Indeed, the title itself, The Man Without Qualities, also the nickname of the main character, Ulrich, is ironic; Ulrich possesses numerous qualities, so many that he is compared to a chromometer, a device that displays all colors so quickly that they inevitably merge into the unified absence of color, an unwavering oscillating white. He is something of a mathematician (though he gives up his practice for years), a gymnast, a womanizer, an intellectual, and so on, but none of these qualities lend themselves to anything greater than some indeterminate patchwork of a person; a man who stands for nothing and accomplishes little; the negation of a man; a man without qualities.
This book marked an ideational/artistic rebirth for me; so important and vital has this single novel become to my own literary practice and engagement. Musil has defined the benchmark for the novel par excellence in my mind. He is widely under-read, however - almost criminally so. You will not often see Musil mentioned alongside other modernists like the fart-fucking Joyce, although the titanic scope of his novel, its language and style so incredibly unlike the flatulent language of such annoyances as Ulysses, is perhaps comparable only to Proust's.

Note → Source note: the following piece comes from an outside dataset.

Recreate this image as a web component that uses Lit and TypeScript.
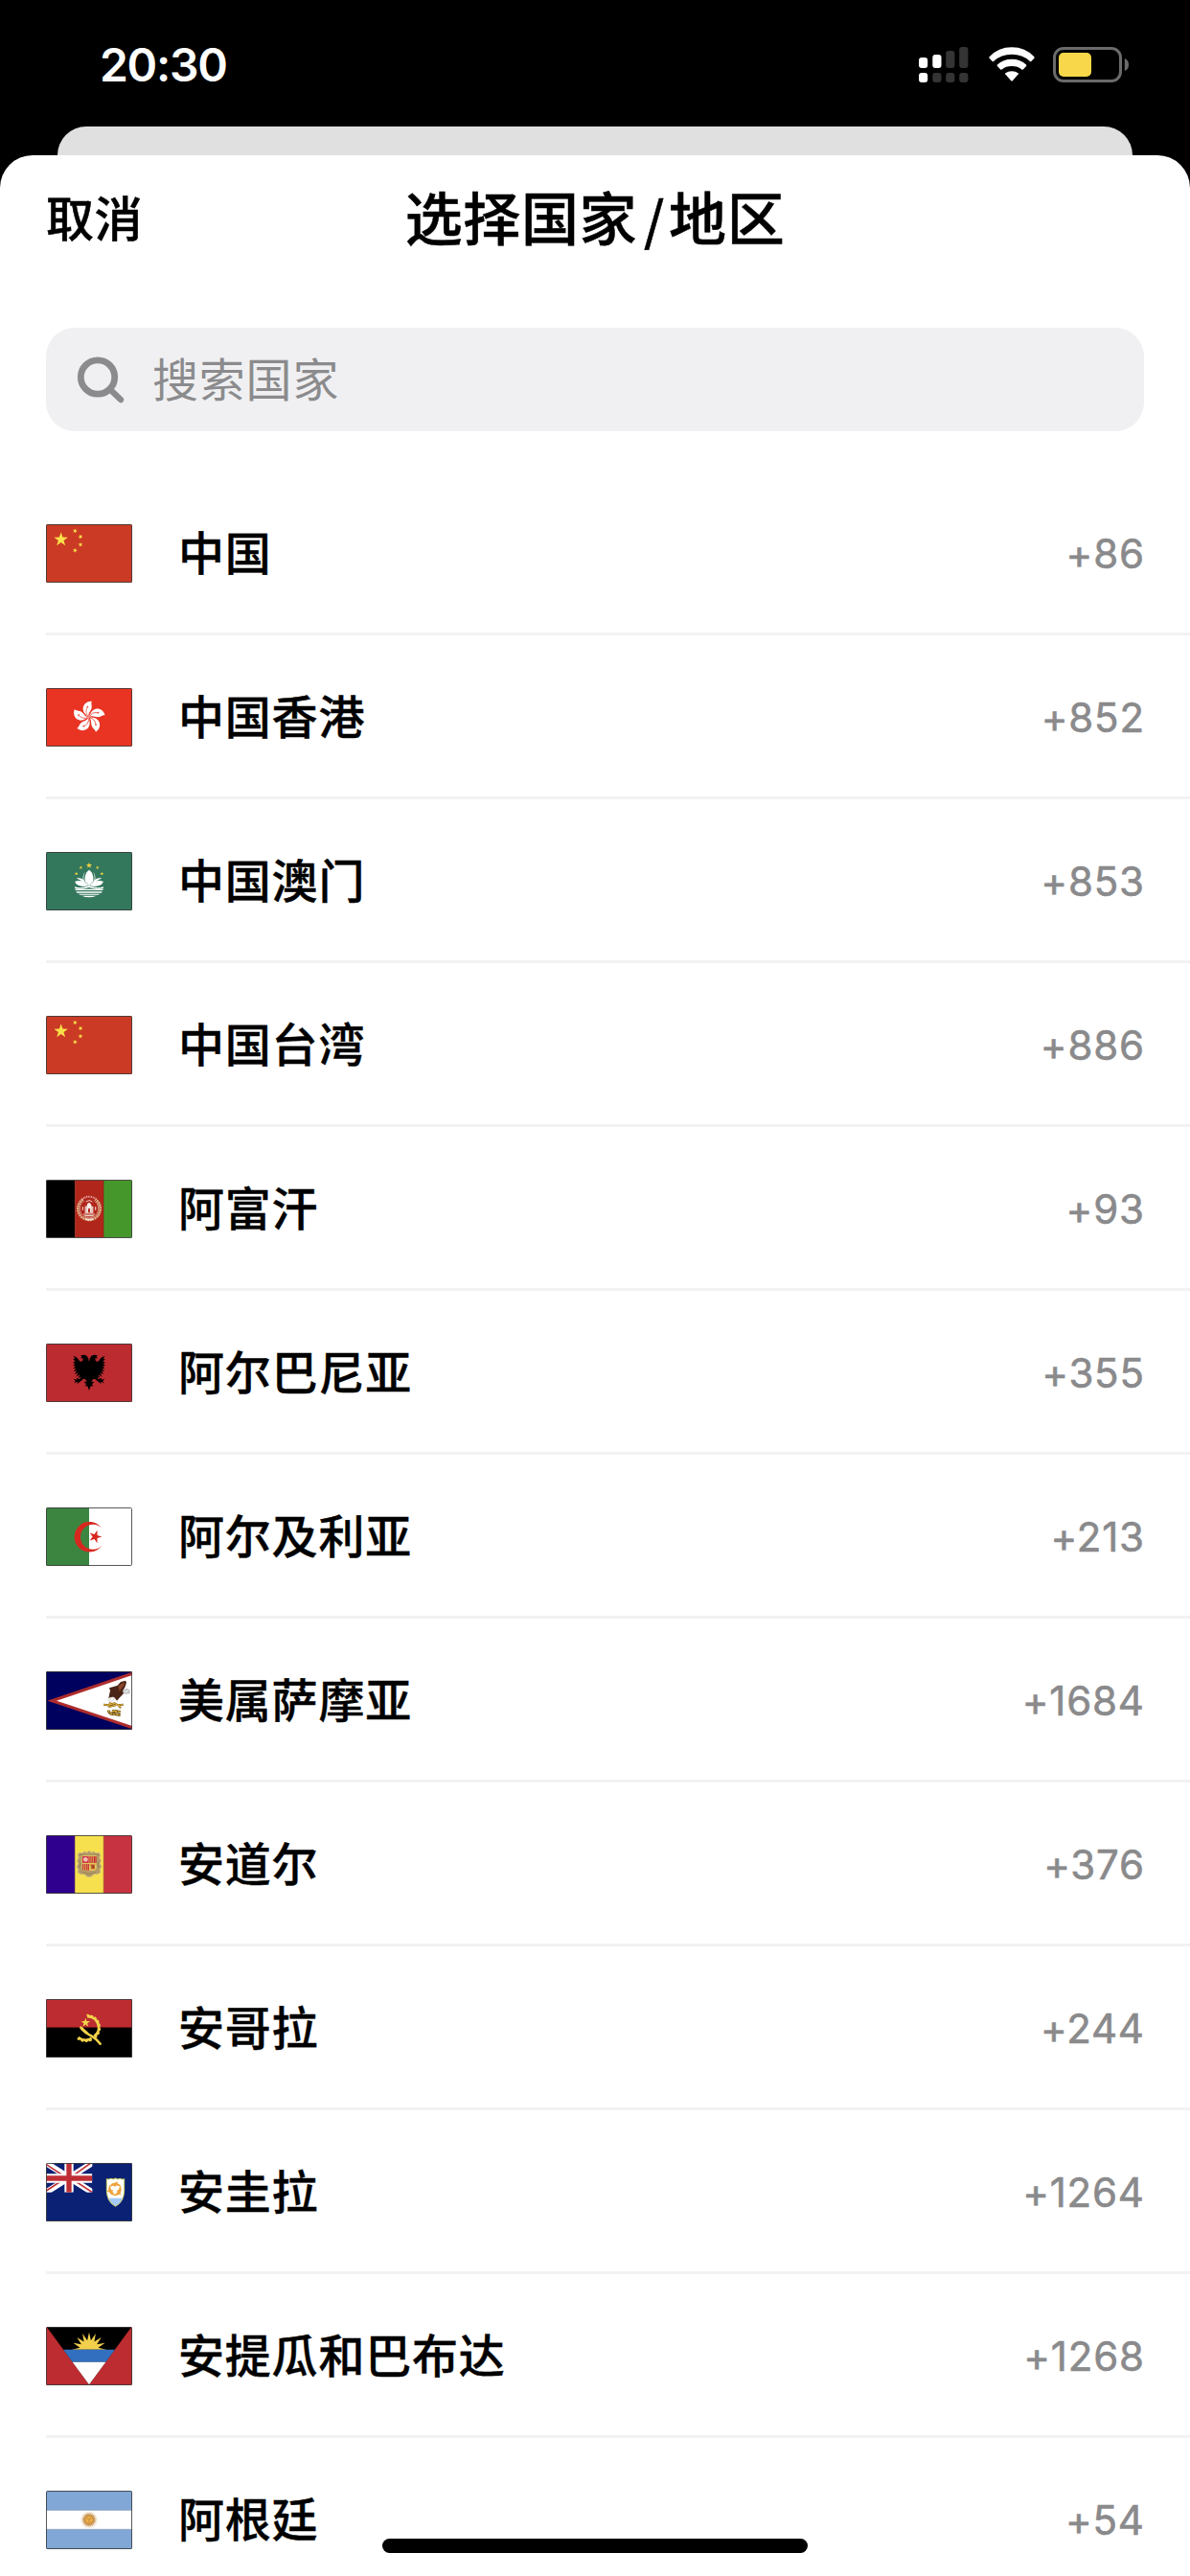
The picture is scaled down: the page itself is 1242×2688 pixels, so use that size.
import { LitElement, html, svg, css } from "lit";
import { customElement, property } from "lit/decorators.js";

type Country = { flag: string; name: string; code: string };

const COUNTRIES: Country[] = [
  { flag: "cn", name: "中国", code: "+86" },
  { flag: "hk", name: "中国香港", code: "+852" },
  { flag: "mo", name: "中国澳门", code: "+853" },
  { flag: "cn", name: "中国台湾", code: "+886" },
  { flag: "af", name: "阿富汗", code: "+93" },
  { flag: "al", name: "阿尔巴尼亚", code: "+355" },
  { flag: "dz", name: "阿尔及利亚", code: "+213" },
  { flag: "as", name: "美属萨摩亚", code: "+1684" },
  { flag: "ad", name: "安道尔", code: "+376" },
  { flag: "ao", name: "安哥拉", code: "+244" },
  { flag: "ai", name: "安圭拉", code: "+1264" },
  { flag: "ag", name: "安提瓜和巴布达", code: "+1268" },
  { flag: "ar", name: "阿根廷", code: "+54" },
];

/** Points of a regular star, first tip at `rot` degrees clockwise from up. */
function star(cx: number, cy: number, r: number, rot = 0, tips = 5, ratio = 0.385): string {
  const pts: string[] = [];
  for (let i = 0; i < tips * 2; i++) {
    const rad = i % 2 === 0 ? r : r * ratio;
    const a = ((rot + (i * 180) / tips - 90) * Math.PI) / 180;
    pts.push(`${(cx + rad * Math.cos(a)).toFixed(1)},${(cy + rad * Math.sin(a)).toFixed(1)}`);
  }
  return pts.join(" ");
}

const EAGLE_HALF =
  "0,60 3,46 8,38 16,35 27,37 23,41 28,46 20,46 20,53 27,57 33,52 37,45 50,38 45,47 51,49 44,55 51,60 44,63 51,69 43,71 50,79 41,78 49,88 39,85 46,97 35,91 41,104 30,97 34,109 26,103 30,112 40,107 38,113 50,110 43,117 48,124 37,119 38,126 29,119 18,110 12,112 8,119 17,120 9,127 14,133 6,133 0,146";

const HK_PETAL = "M0 0C-7-7-19-14-18-29C-16-42-5-51 10-50C5-44 12-37 8-26C5-17-3-13 0 0Z";

function artwork(id: string) {
  switch (id) {
    case "cn":
      return svg`
        <rect width="270" height="183" fill="#ca3a24"/>
        <g fill="#fae04a">
          <polygon points=${star(47, 48, 23)} />
          <polygon points=${star(91, 21, 8, 20)} />
          <polygon points=${star(108, 39, 8, 45)} />
          <polygon points=${star(108, 64, 8, 0)} />
          <polygon points=${star(91, 82, 8, 20)} />
        </g>`;
    case "hk":
      return svg`
        <rect width="270" height="183" fill="#e93323"/>
        <g transform="translate(134 91)">
          ${[0, 72, 144, 216, 288].map(
            (a) => svg`<g transform="rotate(${a})">
              <path d=${HK_PETAL} fill="#fff"/>
              <path d="M-1-3C-9-10-10-20-5-30" fill="none" stroke="#e93323" stroke-width="2"/>
              <polygon points=${star(-4, -32, 4.5)} fill="#e93323"/>
            </g>`
          )}
        </g>`;
    case "mo":
      return svg`
        <rect width="270" height="183" fill="#33775d"/>
        <g fill="#f3d543">
          <polygon points=${star(135, 42, 10)} />
          <polygon points=${star(109, 49, 6)} />
          <polygon points=${star(161, 49, 6)} />
          <polygon points=${star(95, 68, 6)} />
          <polygon points=${star(175, 68, 6)} />
        </g>
        <g fill="#fff">
          <path d="M135 56C122 65 121 80 122 92L135 106L148 92C149 80 148 65 135 56Z"/>
          <path d="M122 62C117 72 117 84 120 96L131 104C116 100 110 78 122 62Z"/>
          <path d="M148 62C153 72 153 84 150 96L139 104C154 100 160 78 148 62Z"/>
          <path d="M95 83C107 80 117 84 123 95L132 105C116 96 110 86 95 83Z"/>
          <path d="M175 83C163 80 153 84 147 95L138 105C154 96 160 86 175 83Z"/>
          <path d="M90 93C104 86 120 90 133 105C114 111 97 107 90 93Z"/>
          <path d="M180 93C166 86 150 90 137 105C156 111 173 107 180 93Z"/>
          <path d="M91 109C104 114 118 112 135 105C152 112 166 114 179 109L180 114Q160 119 135 111Q110 119 90 114Z"/>
          <path d="M91 116H179L178 120H92ZM94 124H176L174 128H97ZM102 131H168L164 134.500H106ZM112 137H158Q147 142 135 142Q122 142 112 137Z"/>
        </g>`;
    case "af":
      return svg`
        <rect width="91" height="183" fill="#000"/>
        <rect x="91" width="89" height="183" fill="#b1261b"/>
        <rect x="180" width="90" height="183" fill="#45972b"/>
        <path d="M91 0V183M180 0V183" stroke="#8c1e14" stroke-width="2"/>
        <g transform="translate(135 91)" fill="none">
          <path d="M-20-29A35 35 0 1 0 20-29" stroke="#dfb188" stroke-width="8" stroke-dasharray="6 1.500"/>
          <path d="M-16-25A29 29 0 1 0 16-25" stroke="#f5e6da" stroke-width="2.500" stroke-dasharray="4 2"/>
          <path d="M-22-30Q0-46 22-30" stroke="#e9a6a0" stroke-width="6" stroke-dasharray="3 2"/>
          <path d="M-10-22Q0-31 10-22" stroke="#f0c5c0" stroke-width="3"/>
          <path d="M-13 13V-8H-8Q-7-17 0-20Q7-17 8-8H13V13Z" fill="#f6eae6"/>
          <path d="M-3 12V1Q0-4 3 1V12Z" fill="#b1261b"/>
          <path d="M-9-7V11M9-7V11" stroke="#b1261b" stroke-width="1.200"/>
          <path d="M-20-6V4M20-6V4M-18 17H18M-14 22H14" stroke="#efd0bd" stroke-width="3.500"/>
          <path d="M-12 31Q0 37 12 31" stroke="#f5e6da" stroke-width="5"/>
        </g>
        <path d="M0 .8H270M0 182.200H270" stroke="#ddd" stroke-width="2.500"/>`;
    case "al":
      return svg`
        <rect width="270" height="183" fill="#bb2b30"/>
        <polygon points=${EAGLE_HALF} transform="translate(134.500 0)"/>
        <polygon points=${EAGLE_HALF} transform="translate(135.500 0) scale(-1 1)"/>`;
    case "dz":
      return svg`
        <rect width="270" height="183" fill="#fff"/>
        <rect width="135" height="183" fill="#3c8541"/>
        <path d="M175 65A47.300 47.300 0 1 0 175 119A39 39 0 1 1 175 65Z" fill="#d7281f"/>
        <polygon points=${star(154, 91.5, 21, 90)} fill="#d7281f"/>`;
    case "as":
      return svg`
        <rect width="270" height="183" fill="#00005e"/>
        <path d="M4 92L270 2V181Z" fill="#ad2c2c"/>
        <path d="M33 92L270 12V171Z" fill="#fff"/>
        <path d="M196 84L201 60L198 52L212 48L224 44L234 33L249 29L252 35L247 50L241 59L247 64L240 73L231 82L222 92L216 84L209 81Z" fill="#4a2418"/>
        <path d="M226 46L246 33L243 46L230 62Z" fill="#8a4529"/>
        <path d="M240 61L254 55L262 61L261 68L248 70L241 66Z" fill="#ddd" stroke="#777" stroke-width="1.500"/>
        <path d="M198 83L209 80L216 83L210 91L204 98L197 94L195 89Z" fill="#f2f0ee" stroke="#aaa" stroke-width="1"/>
        <path d="M180 104L196 106L203 98M194 106L214 100L226 106L242 104M196 111L218 106M226 104L234 115" fill="none" stroke="#5a4210" stroke-width="6"/>
        <path d="M180 104L196 106L203 98M194 106L214 100L226 106L242 104M196 111L218 106M226 104L234 115" fill="none" stroke="#e3b23b" stroke-width="3.500"/>
        <path d="M195 122Q198 135 213 134L233 137M207 123L219 128M215 124L233 127" fill="none" stroke="#5a4210" stroke-width="8"/>
        <path d="M195 122Q198 135 213 134L233 137M207 123L219 128M215 124L233 127" fill="none" stroke="#e3b23b" stroke-width="4" stroke-dasharray="8 2"/>`;
    case "ad":
      return svg`
        <rect width="91" height="183" fill="#2f008e"/>
        <rect x="91" width="89" height="183" fill="#f6e04e"/>
        <rect x="180" width="90" height="183" fill="#c73340"/>
        <path d="M91 0V183M180 0V183" stroke="#b8902f" stroke-width="2"/>
        <path d="M104 55L115 57L120 51L128 55L135 49L142 55L150 51L155 57L166 55L170 63L167 70L172 80L168 88L173 98L168 108L170 117L160 122L150 121L144 128L135 131L126 128L120 121L110 122L100 117L102 108L97 98L102 88L98 80L103 70L100 63Z" fill="#b39a66" stroke="#c9b482" stroke-width="3" stroke-linejoin="round"/>
        <path d="M105 62Q114 60 119 58M165 62Q156 60 151 58M103 82L108 90L104 102M167 82L162 90L166 102M115 116Q135 126 155 116" fill="none" stroke="#927c4b" stroke-width="2.500"/>
        <path d="M112 64H158V103Q158 110 148 111H122Q112 110 112 103Z" fill="#e3c45c"/>
        <rect x="114" y="66" width="20" height="21" fill="#d2344f"/>
        <circle cx="124" cy="76" r="7" fill="#f0c3b0"/>
        <path d="M138 66V87M144.500 66V87M151 66V87M156 66V87" stroke="#c32d37" stroke-width="4"/>
        <path d="M116 90V109M122 90V110M128 90V110M133 90V110" stroke="#c32d37" stroke-width="3.500"/>
        <path d="M139 94H153M141 103H153" stroke="#c1552b" stroke-width="5"/>
        <path d="M147 96V101" stroke="#8f3b1c" stroke-width="9"/>`;
    case "ao":
      return svg`
        <rect width="270" height="183" fill="#000"/>
        <rect width="270" height="89" fill="#bc2c30"/>
        <path d="M0 89.500H270" stroke="#511" stroke-width="2"/>
        <g fill="none" stroke="#f3d24a">
          <path d="M129 54A35 35 0 0 1 151 117M143 123A38 38 0 0 1 101 120" stroke-width="8.500"/>
          <path d="M127 50A40 40 0 0 1 154 121M143 128A43 43 0 0 1 98 123" stroke-width="5" stroke-dasharray="8 5"/>
          <path d="M109 89Q120 103 143 116Q160 126 170 140" stroke-width="7.500" stroke-linecap="round"/>
          <path d="M110 90L128 107" stroke-width="9"/>
        </g>
        <polygon points=${star(124, 74, 15)} fill="#f6d64c"/>`;
    case "ai":
      return svg`
        <rect width="270" height="183" fill="#0b2174"/>
        <svg width="145" height="92" viewBox="0 0 145 92">
          <path d="M0 0L145 92M145 0L0 92" stroke="#fff" stroke-width="19"/>
          <path d="M0 4L64 46M0 88L60 48M145 -3L84 40M81 50L145 92" stroke="#c02e35" stroke-width="5"/>
          <path d="M72 0V92M0 48H145" stroke="#fff" stroke-width="28"/>
          <path d="M72 0V92M0 48H145" stroke="#c02e35" stroke-width="16"/>
        </svg>
        <path d="M190 50Q197 53 203 49Q210 53 217.500 48Q225 53 232 49Q238 53 245 50V88Q244 120 217.500 136Q191 120 190 88Z" fill="#fff"/>
        <path d="M193 110H242Q235 127 217.500 136Q200 127 193 110Z" fill="#a5c9fa"/>
        <path d="M190 50Q197 53 203 49Q210 53 217.500 48Q225 53 232 49Q238 53 245 50V88Q244 120 217.500 136Q191 120 190 88Z" fill="none" stroke="#c9cf5b" stroke-width="3"/>
        <g fill="#eda23b" transform="translate(216 82)">
          ${[0, 120, 240].map(
            (a) => svg`<path transform="rotate(${a})" d="M-16-8Q-12-21 1-20L7-25L8-18Q17-15 20-6Q10-12 2-11L2-6L-4-11Q-11-10-16-8Z"/>`
          )}
        </g>`;
    case "ag":
      return svg`
        <rect width="270" height="183" fill="#bc2c30"/>
        <path d="M2 0H268L135 181Z" fill="#000"/>
        <svg width="270" height="71" viewBox="0 0 270 71">
          <polygon points=${star(135, 71, 54, 0, 16, 0.54)} fill="#f2d04c"/>
        </svg>
        <path d="M54.200 71H215.800L187.200 110H82.800Z" fill="#3270bf"/>
        <path d="M82.800 110H187.200L135 181Z" fill="#fff"/>`;
    default:
      return svg`
        <rect width="270" height="183" fill="#80a7d5"/>
        <rect y="61" width="270" height="60" fill="#fff"/>
        <path d="M0 61H270M0 121H270" stroke="#849bb5" stroke-width="2"/>
        <polygon points=${star(135, 91, 28, 0, 24, 0.66)} fill="#e2c7a4"/>
        <polygon points=${star(135, 91, 21, 7, 16, 0.8)} fill="#d3a267"/>
        <circle cx="135" cy="91" r="13" fill="#eeb24a" stroke="#b07a3c" stroke-width="2.500"/>
        <path d="M128 87H133M137 87H142M131 97H139M135 88V93" stroke="#a06a2c" stroke-width="2"/>`;
  }
}

@customElement("country-flag")
class CountryFlag extends LitElement {
  @property() code = "";

  static styles = css`
    :host {
      display: block;
      flex: none;
      width: 90px;
      height: 61px;
    }
    .flag {
      display: block;
      width: 90px;
      height: 61px;
      border-radius: 1.5px;
    }
  `;

  render() {
    return html`<svg class="flag" viewBox="0 0 270 183" aria-hidden="true">
      ${artwork(this.code)}
      <rect x="1.500" y="1.500" width="267" height="180" rx="2" fill="none" stroke="#3c3c3c" stroke-opacity=".85" stroke-width="3" />
    </svg>`;
  }
}

@customElement("status-bar")
class StatusBar extends LitElement {
  static styles = css`
    :host {
      display: flex;
      justify-content: space-between;
      align-items: flex-start;
      box-sizing: border-box;
      height: 132px;
      padding: 49px 63px 0 104px;
      color: #fff;
    }
    .time {
      margin-top: -10px;
      font: 600 48px/58px Inter, "Liberation Sans", sans-serif;
      letter-spacing: -1.3px;
    }
    .icons {
      display: flex;
    }
    .icons svg {
      display: block;
    }
    .signal {
      margin-right: 21px;
    }
    .wifi {
      margin-right: 19px;
    }
  `;

  render() {
    return html`
      <div class="time">20:30</div>
      <div class="icons">
        <svg class="signal" width="52" height="37" viewBox="0 0 52 37">
          <g fill="#fff">
            <rect x="0" y="11" width="9.200" height="11" rx="3" />
            <rect x="14.300" y="8" width="9.200" height="14" rx="3" />
            <rect x="0" y="27" width="9.200" height="10" rx="3" />
          </g>
          <g fill="#343434">
            <rect x="28.200" y="4" width="9.200" height="18" rx="3" />
            <rect x="42.200" y="0" width="9.200" height="22" rx="3" />
            <rect x="14.300" y="27" width="9.200" height="10" rx="3" />
            <rect x="28.200" y="27" width="9.200" height="10" rx="3" />
            <rect x="42.200" y="27" width="9.200" height="10" rx="3" />
          </g>
        </svg>
        <svg class="wifi" width="48" height="37" viewBox="0 0 48 37">
          <g fill="#fff">
            <path d="M.6 10.200Q10 .3 24 .3Q38 .3 47.400 10.200Q48 11 47.400 11.700L44.300 14.900Q43.700 15.500 43 14.900Q35 7.800 24 7.800Q13 7.800 5 14.900Q4.300 15.500 3.700 14.900L.6 11.700Q0 11 .6 10.200Z" />
            <path d="M8.900 18.600Q15 12.700 24 12.700Q33 12.700 39.100 18.600Q39.700 19.300 39.100 20L35.800 23.400Q35.100 24 34.400 23.400Q30.300 20 24 20Q17.700 20 13.600 23.400Q12.900 24 12.200 23.400L8.900 20Q8.300 19.300 8.900 18.600Z" />
            <path d="M17.400 27.200Q20 25.200 24 25.200Q28 25.200 30.600 27.200Q31.300 27.900 30.700 28.600L24.800 35.200Q24 36 23.200 35.200L17.300 28.600Q16.700 27.900 17.400 27.200Z" />
          </g>
        </svg>
        <svg class="battery" width="80" height="37" viewBox="0 0 80 37">
          <rect x="1.500" y="1.500" width="69" height="34" rx="9.500" fill="none" stroke="#6b6b6b" stroke-width="3" />
          <rect x="6" y="6" width="34" height="25" rx="5" fill="#f8d74a" />
          <path d="M74.800 12Q79 13.500 79 18.500Q79 23.500 74.800 25Z" fill="#6b6b6b" />
        </svg>
      </div>
    `;
  }
}

@customElement("app-root")
class AppRoot extends LitElement {
  static styles = css`
    :host {
      display: block;
      position: relative;
      width: 1242px;
      height: 2688px;
      overflow: hidden;
      background: #000;
      color: #000;
      font-family: "Noto Sans CJK SC", "Noto Sans CJK TC", sans-serif;
    }
    .behind {
      height: 30px;
      margin: 0 60px;
      border-radius: 30px 30px 0 0;
      background: #e0e0e0;
    }
    .sheet {
      height: 2526px;
      overflow: hidden;
      border-radius: 34px 34px 0 0;
      background: #fff;
    }
    .header {
      display: grid;
      grid-template-columns: 1fr auto 1fr;
      align-items: center;
      box-sizing: border-box;
      height: 180px;
      padding: 0 48px 54px;
    }
    .cancel {
      font-size: 50px;
      font-weight: 500;
      line-height: 70px;
      letter-spacing: 0.5px;
      -webkit-text-stroke: 0.5px #000;
    }
    .title {
      margin: 0;
      font-size: 60px;
      font-weight: 500;
      line-height: 80px;
      letter-spacing: 0.6px;
      white-space: nowrap;
      -webkit-text-stroke: 0.5px #000;
    }
    .slash {
      display: inline-block;
      box-sizing: border-box;
      width: 33px;
      padding-left: 3px;
      font-size: 55px;
      line-height: 60px;
      text-align: center;
    }
    .search {
      display: flex;
      align-items: center;
      box-sizing: border-box;
      height: 108px;
      margin: 0 48px;
      padding-left: 31px;
      border-radius: 30px;
      background: #f0f0f2;
      color: #8b8b8d;
      font-size: 48px;
      letter-spacing: 0.8px;
    }
    .glass {
      display: block;
      margin-right: 29px;
    }
    .hint {
      padding-bottom: 6px;
      line-height: 64px;
    }
    .list {
      margin: 42px 0 0;
      padding: 0;
      list-style: none;
    }
    .row {
      display: flex;
      align-items: center;
      box-sizing: border-box;
      height: 171px;
      margin-left: 48px;
      padding: 3px 48px 0 0;
      border-bottom: 3px solid #f2f2f4;
    }
    .name {
      flex: 1;
      margin-left: 48px;
      padding-bottom: 7px;
      font-size: 48px;
      font-weight: 500;
      line-height: 64px;
      letter-spacing: 0.8px;
      -webkit-text-stroke: 0.4px #000;
    }
    .code {
      margin-right: -0.8px;
      color: #8a8a8c;
      font: 400 42px/50px Inter, "Liberation Sans", sans-serif;
      letter-spacing: 0.8px;
      -webkit-text-stroke: 0.6px #8a8a8c;
    }
    .home {
      position: absolute;
      left: 399px;
      top: 2649px;
      width: 444px;
      height: 15px;
      border-radius: 8px;
      background: #000;
    }
  `;

  render() {
    return html`
      <status-bar></status-bar>
      <div class="behind"></div>
      <main class="sheet">
        <header class="header">
          <span class="cancel">取消</span>
          <h1 class="title">选择国家<span class="slash">/</span>地区</h1>
        </header>
        <div class="search">
          <svg class="glass" width="51" height="51" viewBox="0 0 51 51">
            <g fill="none" stroke="#8b8b8d">
              <circle cx="23" cy="22.500" r="17.700" stroke-width="6.800" />
              <path d="M36 35.500L47 46" stroke-width="6.400" stroke-linecap="round" />
            </g>
          </svg>
          <span class="hint">搜索国家</span>
        </div>
        <ul class="list">
          ${COUNTRIES.map(
            (c) => html`<li class="row">
              <country-flag .code=${c.flag}></country-flag>
              <span class="name">${c.name}</span>
              <span class="code">${c.code}</span>
            </li>`
          )}
        </ul>
      </main>
      <div class="home"></div>
    `;
  }
}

A book so rich and dense with ideas is naturally capable of gradually unraveling by degrees with each reading (as many undiscovered or forgotten ideas and their intersections, or details, were re/discovered through this last reading), as I suppose any sublime novel is capable of, and so, inspired by an ironic remark by Ulrich's sister that, rather than hailing in an Austrian Year, they should hail in an Ulrich Year, I have decided to seek to continue a tradition of re-reading this novel every August as representative less of my birth month than my figurative rebirth following my first reading of TMWQ. Therefore, though it sounds as idiotic as it is a matter of much seriousness, the next of hopefully many Augusts to follow will see to my celebration of the anniversary of Ulrich Month.